Since opening Starling in March 2017 with 20 years in the food and drinks industry behind him - including 12 years with Knaresborough-based Market Town Taverns - the owner has gone on to win a clutch of awards.
So successful was Starling in 2018, in particular, the bar won Harrogate and Ripon CAMRA pub of the year. In the midst of a pandemic, awards count for little, however, and Mr Midgley’s concerns are for the industry as whole, as much for himself.
Mr Midgeley said: “We are down to 70% of our original capacity but still trading OK, but I know of other very good operators with smaller premises for whom it is much more challenging.
“I personally think the 10pm curfew is ill thought through and also potentially harmful as it will drive customers out onto the street at the same time into an unregulated environment after a few beers.”
49-51 Parliament Street, Harrogate
In one example of the atmosphere of dismay over the 10pm curfew, the owners of Mojo in Parliament Street, have issued a ban on serving any MP, should they attempt to wander in.
Malcolm Evans, director of Mojo - who launched the Harrogate outlet in 2018 - said the curfew was “murdering the hospitality sector.”
Mr Evans said: “We were trading well all told considering the reduced capacity and COVID procedures. "But the reduction in hours on top has decimated business.”
Director of the HRH Group
The Fat Badger pub, Scran restaurant, Yorkshire Hotel, White Hart Hotel
Even one of Harrogate’s most positive voices in the business world - and biggest champions of the town - Simon Cotton is firmly opposed to the new rules.
The managing director of the HRH Group, which owns the Fat Badger pub, the Scran restaurant, the Yorkshire Hotel and the White Hart Hotel, says, on this occasion, the Government has simply miscalculated.
Mr Cotton said: “After all the good support and help for businesses this year from the Government, all of which we’re truly grateful for, I do believe they’ve got it wrong on this 10pm curfew.
“When we’ve already reduced our capacities significantly, to then lose more covers through not being able to take a table after 8pm is just hitting the industry even harder.
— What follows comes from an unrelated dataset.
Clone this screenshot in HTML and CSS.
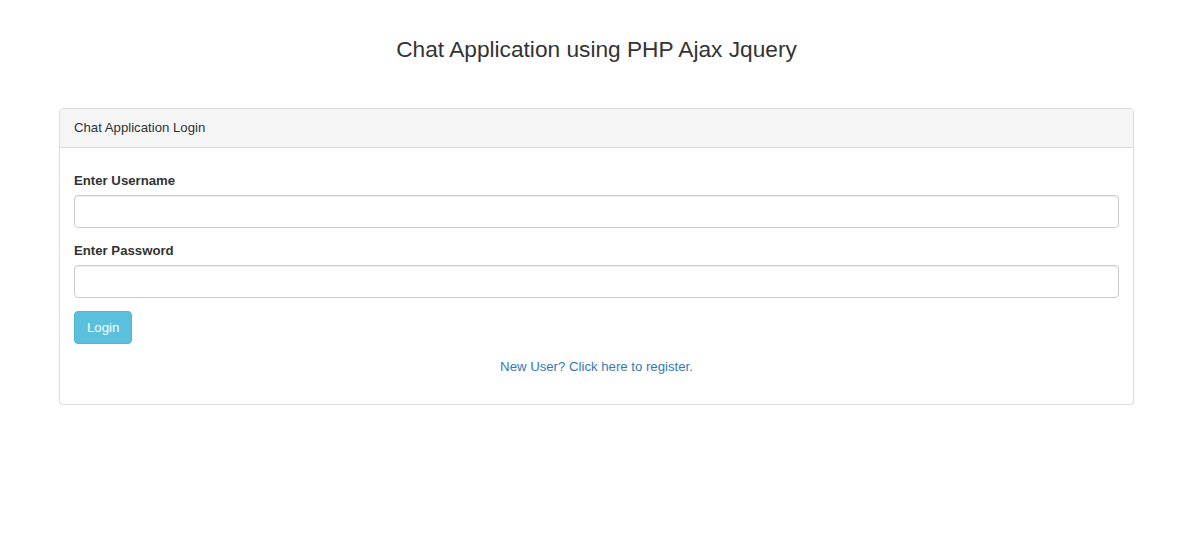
FILE: index.html
```html
<!DOCTYPE html>
<html>
<head>
<meta charset="utf-8">
<title>Chat Application</title>
<link rel="stylesheet" href="styles.css">
</head>
<body>
<div class="container">
  <h3 class="title">Chat Application using PHP Ajax Jquery</h3>
  <div class="panel">
    <div class="panel-heading">Chat Application Login</div>
    <div class="panel-body">
      <form class="form">
        <div class="form-group">
          <label class="label">Enter Username</label>
          <input type="text" class="input">
        </div>
        <div class="form-group">
          <label class="label">Enter Password</label>
          <input type="password" class="input">
        </div>
        <div class="btn-row">
          <button type="button" class="btn">Login</button>
        </div>
        <div class="link-row">
          <a class="link" href="#">New User? Click here to register.</a>
        </div>
      </form>
    </div>
  </div>
</div>
</body>
</html>
```

FILE: styles.css
```css
* { box-sizing: border-box; }
html, body { margin: 0; padding: 0; background: #fff; }
body {
  font-family: "Liberation Sans", Arial, Helvetica, sans-serif;
  font-size: 13.2px;
  line-height: 20px;
  color: #333;
}
.container {
  width: 1075px;
  margin-left: 59px;
}
.title {
  margin: 0;
  padding-top: 37px;
  height: 108px;
  font-size: 22.7px;
  font-weight: 400;
  line-height: 24px;
  text-align: center;
  color: #333;
}
.panel {
  border: 1px solid #ddd;
  border-radius: 4px;
  box-shadow: 0 1px 1px rgba(0,0,0,.05);
  background: #fff;
}
.panel-heading {
  padding: 9px 14px;
  background: #f5f5f5;
  border-bottom: 1px solid #ddd;
  border-radius: 3px 3px 0 0;
  color: #333;
}
.panel-body {
  padding: 23px 14px 27px;
}
.form { margin: 0; }
.form-group {
  display: flex;
  flex-direction: column;
  margin-bottom: 13px;
}
.label {
  font-weight: 700;
  margin-bottom: 4px;
}
.input {
  height: 33px;
  width: 100%;
  border: 1px solid #ccc;
  border-radius: 4px;
  box-shadow: inset 0 1px 1px rgba(0,0,0,.075);
  padding: 6px 12px;
  font: inherit;
}
.btn-row {
  display: flex;
  margin-top: 1px;
}
.btn {
  height: 33px;
  padding: 0 12px;
  background: #5bc0de;
  border: 1px solid #46b8da;
  border-radius: 4px;
  color: #fff;
  font: inherit;
  line-height: 20px;
}
.link-row {
  margin-top: 13px;
  text-align: center;
}
.link {
  color: #337ab7;
  text-decoration: none;
}
```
My belief is that it will cost jobs first and eventually it’ll claim businesses who will be forced to shut their doors.”
What’s more, he said he had yet to see any evidence that the spread of this virus was linked in any way to responsible hospitality venues.
“I just don’t see how hospitality, and many other industries for that matter, should be held accountable for this spread when it’s clearly showing that this isn’t a key driver of it,” he said.
Simon Cotton added that, having spent more than three months training staff on how to manage social distancing, how to sanitise properly and how to ensure to track and trace people in case there is a break out, he felt throwing people out at 10pm to congregate together on the streets was not helping the fight against the virus at all.